派遣社員に変形労働時間制を適用することができるか
人事労務 当社は製造業で、年間カレンダーによる管理を行い、1年単位の変形労働時間制を採用しています。
何名か来てもらっている派遣社員にも、同じ労働時間管理を行っており、派遣元からは、36協定を毎年出してもらっています。
先日、労働基準監督署の調査が入り、派遣元も1年単位の変形労働時間制を採用していなければ、派遣社員を同じ労働時間体制で働かせることができないと聞きました。具体的に何をすればよいですか?
派遣先である御社で派遣労働者を1年単位の変形労働時間制によって働かせるためには、36協定だけでは足りず、派遣元の会社で1年単位の変形労働時間制に関する労使協定を締結・届出をし、就業規則に定めなければなりません。
また、1年単位の変形労働時間制により労働させることについて、派遣元の就業規則に定め、派遣労働者に労働条件を明示しておく必要があります。
解説
目次
派遣社員の労働時間管理
労働者派遣は、派遣元事業主と雇用関係にある労働者を、派遣先において派遣先事業主の指揮命令を受けて労働に従事させるものです。派遣労働者の労働基準法の適用については、原則として雇用主である派遣元事業主が責任を負いますが、派遣先事業主が責任を負う項目もあります(労働者派遣法44条)。
労働時間等の枠組みの設定に関する事項は、派遣元において定める必要があり、派遣先は派遣元で定められた枠組みの範囲内で派遣労働者の労働時間等を管理しなければなりません。
派遣労働者に1年単位の変形労働時間制を適用するには
変形労働時間制やフレックスタイム制を導入するには、就業規則の定めと会社と従業員代表との労使協定が必要です(労働基準法32条の2、32条の3)。変形労働時間制やフレックスタイム制については、「変形労働時間を取り入れる際に就業規則の作成において留意すべきポイント」や「フレックスタイム制とはどのような制度か」をご覧ください。
前述のとおり、派遣労働者は派遣先ではなく、派遣元と雇用関係にあります。したがって、派遣先は使用者とはなりえず、派遣元で1年単位の変形労働時間制を就業規則に定めず、労使協定の締結・届出をしていない場合は、派遣先で1年単位の変形労働時間制を定めていたとしても、派遣労働者を1年単位の変形労働時間制によって働かせることはできません。

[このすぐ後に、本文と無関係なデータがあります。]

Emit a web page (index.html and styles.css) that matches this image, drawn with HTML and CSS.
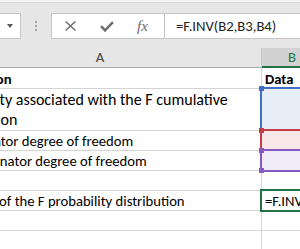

派遣先で派遣労働者を1年単位の変形労働時間制のもとで働かせるためには、派遣元において、①1年単位の変形労働時間制の協定を締結・届け出ること、②就業規則に1年単位の変形労働時間制について定めること、③労働者派遣契約において1年単位の変形労働時間制が適用になる旨およびその内容を定めておくこと、④派遣労働者に対して労働時間等の労働条件を明示することが必要となります(労働基準法32条の4、労働基準法施行規則12条の4)。
1年単位の変形労働時間制に関する労使協定の締結・届出
派遣元は、以下の項目について、労使協定を締結し、派遣元の所轄労働基準監督署に届け出なければなりません(労働基準法32条の4第4項、32条の2第2項)。
- 対象労働者の範囲
- 対象期間(1か月を超え1年以内の期間)および起算日
- 特定期間
- 労働日および労働日ごとの労働時間
- 労使協定の有効期間
就業規則への制定・届出
派遣元の就業規則に1年単位の変形労働時間制の規定を制定し、従業員が10人以上の場合には、所轄労働基準監督署に届け出なければなりません(労働基準法32条の4第4項、32条の2第2項)。
第〇条 労使協定により1年単位の変形労働時間制を採用し、所定労働時間は対象期間を平均して1週40時間以内とする。
2 1 年単位の変形労働時間制の労働日ごとの所定労働時間は8時間とし、始業・終業時刻及び休憩時間は、次のとおりとする。
始業:8時30分
終業:17時30分
休憩時間:12時から13時
3 1年間における労働日及び休日は、別途定める年間カレンダーによるものとする。
4 起算日は毎年4月1日からとする。
労働者派遣契約での規定
派遣元と派遣先の間の労働者派遣契約において、労働派遣者に対しても1年単位の変形労働時間制が適用になる旨、およびその内容を定めておくことが必要となります(労働者派遣法26条1項4号、5号)
労働条件の明示
派遣元は、派遣労働者と労働契約を結ぶ際に、派遣労働者に対し労働時間等の労働条件を書面などにより明示しなければなりません。
おわりに
これらの手続きを派遣元で行った派遣労働者については、派遣先でも1年単位の変形労働時間制によって働かせることができます。派遣先では、1年単位の変形労働時間を適正に運用するための労働時間、休憩、休日の管理を行うことが求められます。